The response carries a `token_id` — a high-entropy string prefixed `tok_`. A token can be used anywhere a baton id can: the path `/v1/baton/{id-or-token}` accepts either. A holder of a read token can `GET` the baton; they never see your account.

## Token scope and limits

Each token is a record on the baton with its own scope, caps, and counters:

| Field | Meaning |
|---|---|
| `type` | `read`, `write`, or `read_write` — the capability granted. |
| `reads_allowed` / `writes_allowed` | Per-token caps. Null means unlimited within the baton's own remaining allowance. |
| `reads_used` / `writes_used` | Counters; the token is rejected once a cap is reached. |
| `expires_at` | Default: 7 days, or the baton's own expiry, whichever is sooner. You can set it longer, capped at the baton's expiry. |
| `revoked_at` | Set when you revoke the token; the record stays for audit. |

The short default expiry is deliberate. Agent collaboration usually happens in hours, not years — a token that outlives its purpose is a liability, so it expires soon unless you say otherwise.

## Who pays

In v1 the **owner** of the baton is charged for everything done through a token.
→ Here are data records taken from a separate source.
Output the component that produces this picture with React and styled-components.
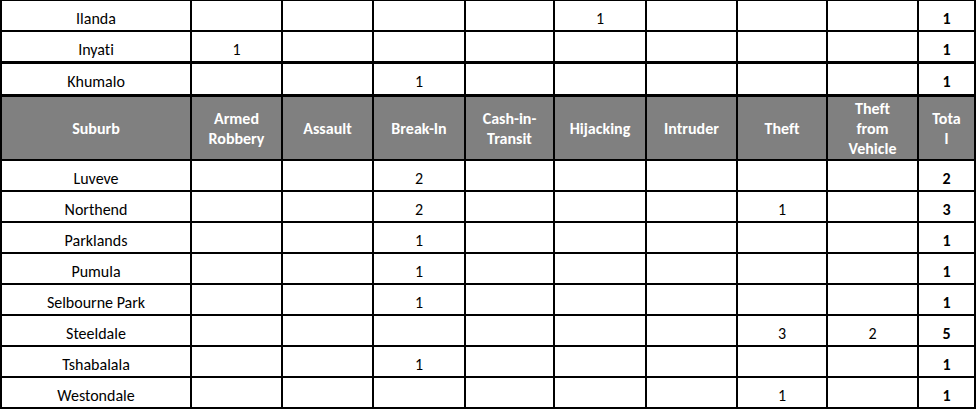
import React from 'react';
import styled, { createGlobalStyle } from 'styled-components';

const GlobalStyle = createGlobalStyle`
  html, body {
    margin: 0;
    padding: 0;
    background: #ffffff;
  }
  body {
    font-family: Carlito, Calibri, "Open Sans", "Liberation Sans", sans-serif;
    font-variant-ligatures: none;
    color: #000;
  }
`;

const Page = styled.div`
  width: 978px;
  height: 410px;
  overflow: hidden;
  background: #fff;
`;

const Table = styled.table`
  border-collapse: collapse;
  table-layout: fixed;
  width: 976px;
  margin-top: -1px;
  font-size: 16px;
`;

const Row = styled.tr`
  height: ${(p) => p.$height || 31}px;
  & > td,
  & > th {
    border-top-width: ${(p) => p.$topBorder || 2}px;
  }
`;

const Cell = styled.td`
  border: 2px solid #000;
  text-align: center;
  vertical-align: middle;
  padding: 7px 4px 0;
  font-weight: ${(p) => (p.$bold ? 700 : 400)};
  line-height: 18px;
  white-space: nowrap;
`;

const HeadCell = styled.th`
  border: 2px solid #000;
  background: #808080;
  color: #fff;
  font-weight: 700;
  font-size: 16px;
  text-align: center;
  vertical-align: middle;
  padding: 2px 2px 0;
  line-height: 20px;
  white-space: nowrap;
`;

const widths = [190, 91, 91, 92, 89, 92, 91, 90, 91, 57];

const headers = [
  ['Suburb'],
  ['Armed', 'Robbery'],
  ['Assault'],
  ['Break-In'],
  ['Cash-in-', 'Transit'],
  ['Hijacking'],
  ['Intruder'],
  ['Theft'],
  ['Theft', 'from', 'Vehicle'],
  ['Tota', 'l'],
];

// columns: robbery, assault, break-in, cit, hijack, intruder, theft, tfv
const topRows = [
  { name: 'Ilanda', v: ['', '', '', '', 1, '', '', ''], total: 1 },
  { name: 'Inyati', v: [1, '', '', '', '', '', '', ''], total: 1 },
  { name: 'Khumalo', v: ['', '', 1, '', '', '', '', ''], total: 1, top: 3, height: 33 },
];

const rows = [
  { name: 'Luveve', v: ['', '', 2, '', '', '', '', ''], total: 2 },
  { name: 'Northend', v: ['', '', 2, '', '', '', 1, ''], total: 3 },
  { name: 'Parklands', v: ['', '', 1, '', '', '', '', ''], total: 1 },
  { name: 'Pumula', v: ['', '', 1, '', '', '', '', ''], total: 1 },
  { name: 'Selbourne Park', v: ['', '', 1, '', '', '', '', ''], total: 1 },
  { name: 'Steeldale', v: ['', '', '', '', '', '', 3, 2], total: 5 },
  { name: 'Tshabalala', v: ['', '', 1, '', '', '', '', ''], total: 1 },
  { name: 'Westondale', v: ['', '', '', '', '', '', 1, ''], total: 1 },
];

function DataRow({ row }) {
  return (
    <Row $topBorder={row.top} $height={row.height}>
      <Cell>{row.name}</Cell>
      {row.v.map((val, i) => (
        <Cell key={i}>{val}</Cell>
      ))}
      <Cell $bold>{row.total}</Cell>
    </Row>
  );
}

export default function App() {
  return (
    <Page>
      <GlobalStyle />
      <Table>
        <colgroup>
          {widths.map((w, i) => (
            <col key={i} style={{ width: w }} />
          ))}
        </colgroup>
        <tbody>
          {topRows.map((r) => (
            <DataRow key={r.name} row={r} />
          ))}
          <Row $topBorder={3} $height={64}>
            {headers.map((lines, i) => (
              <HeadCell key={i}>
                {lines.map((l, j) => (
                  <React.Fragment key={j}>
                    {j > 0 && <br />}
                    {l}
                  </React.Fragment>
                ))}
              </HeadCell>
            ))}
          </Row>
          {rows.map((r) => (
            <DataRow key={r.name} row={r} />
          ))}
        </tbody>
      </Table>
    </Page>
  );
}
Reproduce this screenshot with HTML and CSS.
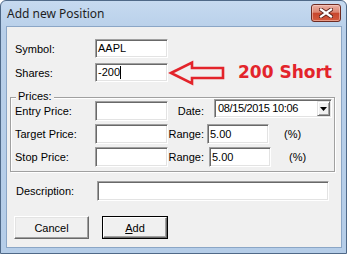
FILE: index.html
```html
<!DOCTYPE html>
<html>
<head>
<meta charset="utf-8">
<title>Add new Position</title>
<link rel="stylesheet" href="styles.css">
</head>
<body>
<div class="window">
  <div class="titlebar">
    <span class="title">Add new Position</span>
    <div class="close">
      <svg width="14" height="10" viewBox="0 0 14 10">
        <path d="M2 1.5 L12 8.5 M12 1.5 L2 8.5" stroke="#5a2019" stroke-width="4" stroke-linecap="square"/>
        <path d="M2 1.5 L12 8.5 M12 1.5 L2 8.5" stroke="#ffffff" stroke-width="2.2" stroke-linecap="square"/>
      </svg>
    </div>
  </div>
  <div class="client">
    <div class="row">
      <span class="lbl">Symbol:</span>
      <div class="edit edit-short">AAPL</div>
    </div>
    <div class="row row-shares">
      <span class="lbl">Shares:</span>
      <div class="edit edit-short">-200<span class="caret"></span></div>
      <svg class="arrow" width="56" height="24" viewBox="0 0 56 24">
        <path d="M2 12 L23 1.5 L23 7 L54 7 L54 17 L23 17 L23 22.5 Z" fill="none" stroke="#e3242b" stroke-width="2.6" stroke-linejoin="miter"/>
      </svg>
      <span class="note">200 Short</span>
    </div>
    <div class="group">
      <span class="group-title">Prices:</span>
      <div class="grow">
        <span class="lbl">Entry Price:</span>
        <div class="edit edit-short edit-tall"></div>
        <span class="rlbl">Date:</span>
        <div class="combo">
          <span class="combo-text">08/15/2015 10:06</span>
          <span class="drop">
            <svg width="7" height="4" viewBox="0 0 7 4"><path d="M0 0 H7 L3.5 4 Z" fill="#000"/></svg>
          </span>
        </div>
      </div>
      <div class="grow">
        <span class="lbl">Target Price:</span>
        <div class="edit edit-short edit-tall"></div>
        <span class="rlbl">Range:</span>
        <div class="edit edit-range edit-tall">5.00</div>
        <span class="pct">(%)</span>
      </div>
      <div class="grow">
        <span class="lbl">Stop Price:</span>
        <div class="edit edit-short edit-tall"></div>
        <span class="rlbl">Range:</span>
        <div class="edit edit-range edit-range2 edit-tall">5.00</div>
        <span class="pct pct2">(%)</span>
      </div>
    </div>
    <div class="row row-desc">
      <span class="lbl lbl-desc">Description:</span>
      <div class="edit edit-desc edit-tall"></div>
    </div>
    <div class="buttons">
      <div class="btn btn-cancel">Cancel</div>
      <div class="btn btn-add"><span class="btn-inner"><u>A</u>dd</span></div>
    </div>
  </div>
</div>
</body>
</html>
```

FILE: styles.css
```css
* { box-sizing: border-box; }

body {
  margin: 0;
  background: #ffffff;
  font-family: "Liberation Sans", Arial, sans-serif;
  font-size: 11px;
  color: #000;
}

.window {
  width: 347px;
  height: 254px;
  border: 1px solid #4f6988;
  border-radius: 6px 6px 0 0;
  background: linear-gradient(#c6daf0, #b8cfe9 30px, #b5cde8);
  padding: 0 4px 5px 5px;
  display: flex;
  flex-direction: column;
}

.titlebar {
  height: 25px;
  display: flex;
  align-items: flex-start;
}

.title {
  margin: 6px 0 0 1px;
  font-family: "Noto Sans", "Open Sans", sans-serif;
  font-size: 12px;
  line-height: 14px;
  color: #1e1e1e;
}

.close {
  margin: 3px 1px 0 auto;
  width: 30px;
  height: 18px;
  border: 1px solid #6e2b22;
  border-radius: 3px;
  background: linear-gradient(#eab0a4, #dc8672 45%, #c8462d 52%, #d45b3e);
  box-shadow: inset 0 0 0 1px rgba(255, 220, 210, 0.5);
  display: flex;
  align-items: center;
  justify-content: center;
}

.client {
  flex: 1;
  background: #f0f0f0;
  border: 1px solid #8ba6c6;
  padding: 12px 0 0 8px;
}

.row {
  display: flex;
  align-items: center;
  height: 19px;
}

.row-shares { margin-top: 5px; }

.lbl {
  width: 80px;
  flex: none;
}

.edit {
  flex: none;
  height: 19px;
  background: #fff;
  border: 1px solid;
  border-color: #a0a0a0 #ffffff #ffffff #a0a0a0;
  box-shadow: inset 1px 1px #696969, inset -1px -1px #e3e3e3;
  padding: 0 2px 0 2px;
  line-height: 17px;
  display: flex;
  align-items: center;
}

.edit-short { width: 73px; }
.edit-tall { height: 20px; }

.caret {
  display: inline-block;
  width: 1px;
  height: 13px;
  background: #000;
  margin-left: 0;
}

.arrow {
  flex: none;
  margin-left: 1px;
  overflow: visible;
}

.note {
  margin-left: 13px;
  font-family: "DejaVu Sans", Verdana, sans-serif;
  font-weight: bold;
  font-size: 17px;
  color: #e3242b;
  line-height: 19px;
}

.group {
  position: relative;
  margin: 15px 0 0 -5px;
  width: 325px;
  border: 1px solid #a0a0a0;
  box-shadow: inset 1px 1px #ffffff, 1px 1px #ffffff;
  padding: 3px 0 4px 4px;
}

.group-title {
  position: absolute;
  top: -8px;
  left: 5px;
  padding: 0 2px;
  background: #f0f0f0;
  line-height: 13px;
}

.grow {
  display: flex;
  align-items: center;
  height: 20px;
}

.grow + .grow { margin-top: 3px; }

.rlbl {
  width: 36px;
  flex: none;
  text-align: right;
}

.combo {
  align-self: flex-start;
  margin: -2px 0 0 10px;
  width: 118px;
  height: 19px;
  background: #fff;
  border: 1px solid;
  border-color: #a0a0a0 #ffffff #ffffff #a0a0a0;
  box-shadow: inset 1px 1px #696969, inset -1px -1px #e3e3e3;
  display: flex;
  align-items: center;
  padding-left: 3px;
}

.combo-text {
  line-height: 15px;
  letter-spacing: -0.35px;
}

.drop {
  margin: 0 1px 0 auto;
  width: 13px;
  height: 15px;
  background: #f0f0f0;
  border: 1px solid;
  border-color: #e3e3e3 #696969 #696969 #e3e3e3;
  box-shadow: inset 1px 1px #ffffff, inset -1px -1px #a0a0a0;
  display: flex;
  align-items: center;
  justify-content: center;
}

.edit-range {
  width: 62px;
  margin-left: 3px;
}

.edit-range2 { margin-left: 5px; }

.pct { margin-left: 15px; }
.pct2 { margin-left: 18px; }

.row-desc {
  margin-top: 9px;
  height: 20px;
}

.lbl-desc {
  width: 82px;
  padding-left: 1px;
}

.edit-desc { width: 232px; }

.buttons {
  display: flex;
  margin: 15px 0 0 -1px;
}

.btn {
  height: 23px;
  background: #f0f0f0;
  display: flex;
  align-items: center;
  justify-content: center;
}

.btn-cancel {
  width: 75px;
  border: 1px solid;
  border-color: #ffffff #696969 #696969 #ffffff;
  box-shadow: inset -1px -1px #a0a0a0, inset 1px 1px #e3e3e3;
}

.btn-add {
  width: 66px;
  margin-left: 13px;
  border: 1px solid #000;
}

.btn-inner {
  width: 100%;
  height: 100%;
  border: 1px solid;
  border-color: #ffffff #696969 #696969 #ffffff;
  box-shadow: inset -1px -1px #a0a0a0;
  display: flex;
  align-items: center;
  justify-content: center;
}

u { text-decoration-thickness: 1px; text-underline-offset: 1px; }
```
A token holder spends your prepaid resources; they do not spend their own. (Bearer-pays and sponsor-pays models are planned for a later version.)

## Tightening a token

Two optional restrictions harden a token:

- **`require_fingerprint`** — the caller must send an `X-Agent-Fingerprint` header; calls without it are rejected.
- **`ip_allow_list`** — a list of CIDR ranges; calls from outside them are rejected.

Use them when a token leaves your control and you want to bound where it can be used from.

## Revoking

Revoke a token the moment it is no longer needed. The token stops working immediately; the record remains on the baton so the access history stays auditable.